John Yarmuth (D-inc): 52
Todd Lally (R): 29
Michael Hansen (I): 1
The class of 2006 and 2008 represent some of the best targets for Republicans to shoot for this fall, but we at least we can feel pretty good about John Yarmuth's chances at a third term in his Louisville-based district. And that's good to hear, as Yarmuth is a great representative who's proven to be a solid fit for his district -- his approval rating according to this poll is 62-32.
In an interview with cn|2, Lally's campaign manager pushed back at the poll's results, in part by claiming that "we've already had independent polls that are closer". That's a pretty curious thing to say, considering that the only other polls of this race that have been released this cycle, according to SSP Archives & Storage, were a Yarmuth internal that pegged the race at 58-32, and Lally internal from the obscure Rivercity Polling group which claimed that Yarmuth only had a 1-point lead on Lally. Surely the Lally campaign isn't suggesting that their own pollster, who produced the outlier in this triad of surveys, should be considered an independent source?
Ben Chandler (D-inc): 46
Andy Barr (R): 32
This is the second poll we've seen of the race between Democrat Ben Chandler and Lexington attorney Andy Barr.

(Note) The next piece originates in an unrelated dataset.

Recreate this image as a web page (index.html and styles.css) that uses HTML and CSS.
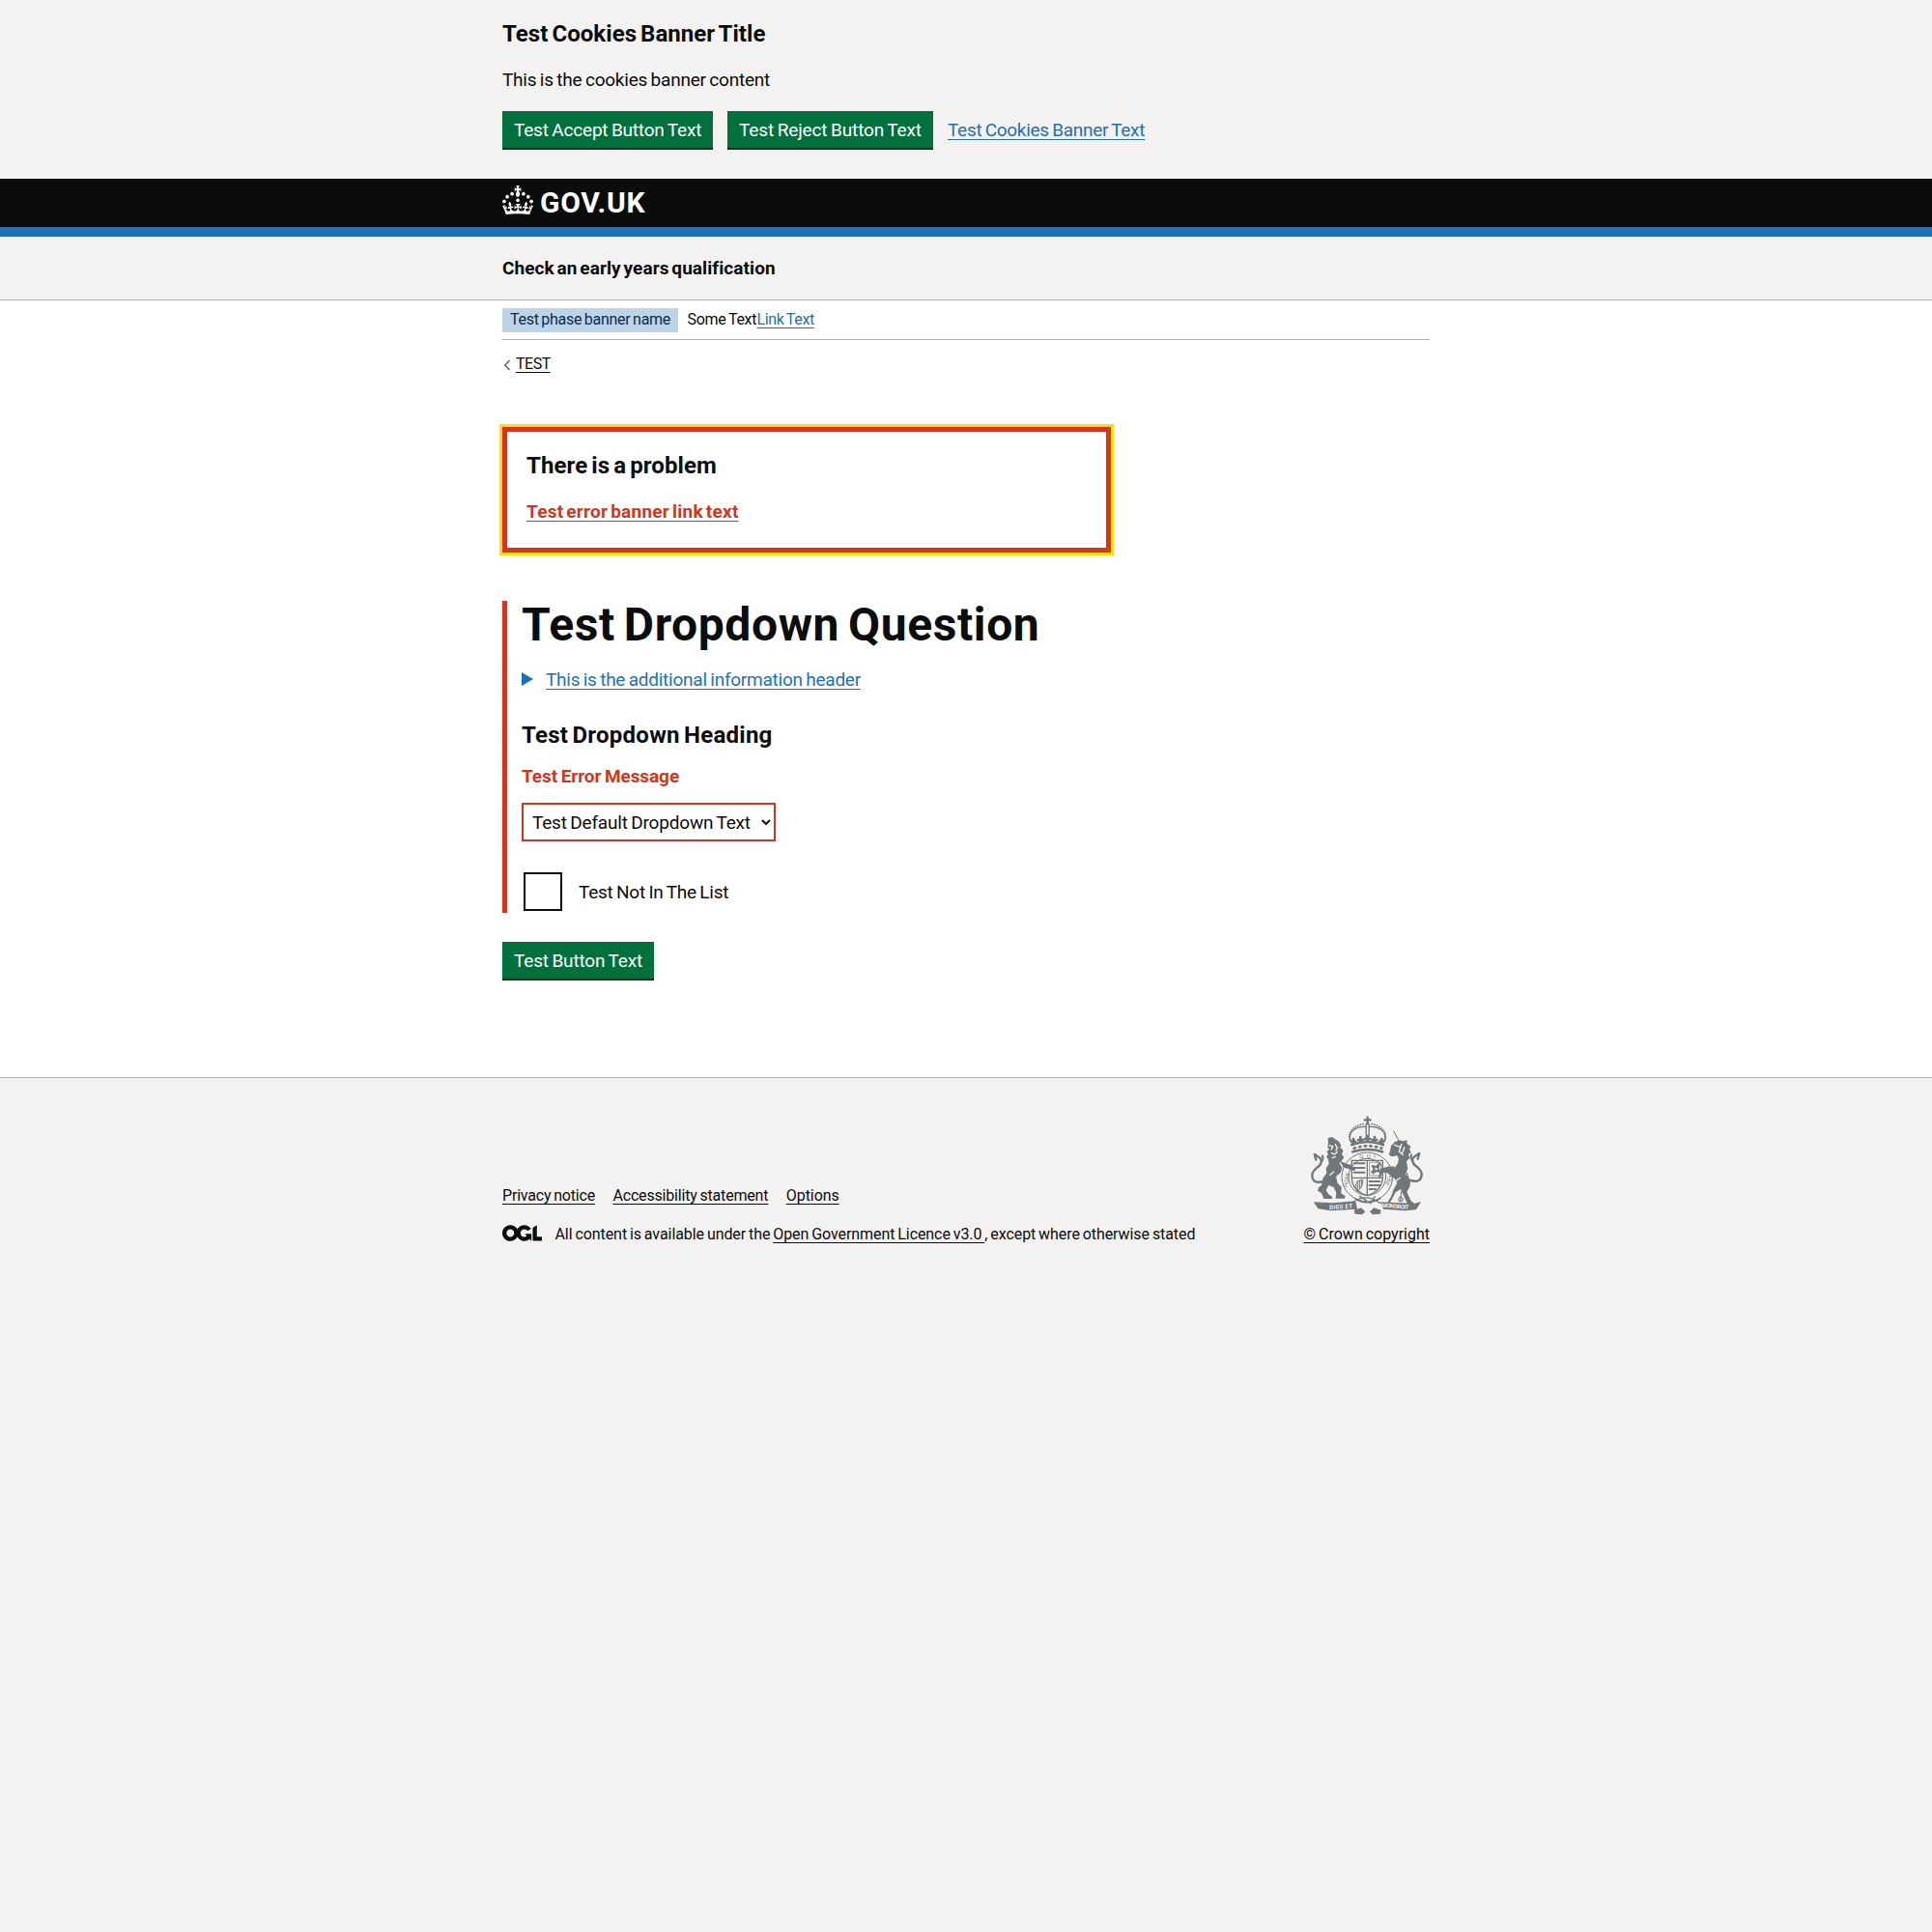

Back in June, the Barr campaign released their own poll conducted by the Tarrance Group showing Chandler in the lead by 45-38. For their part, Chandler's campaign isn't releasing any of their own polling, but told Roll Call that they had a "strong double-digit lead" in June.
The warning sign for Chandler here is his standing under the 50% line given the fact that it's unlikely that the name "Andy Barr" is seared into the memory of many area residents. Chandler has a real race on his hands, but he should be able to retain his advantage if he stays on his toes. One telling statistic is that voters side with Chandler over Barr on the issue of government spending by a 45-41 margin -- that's not the greatest spread, but certainly an indication of some residual trust that Chandler's built up in a fairly conservative district.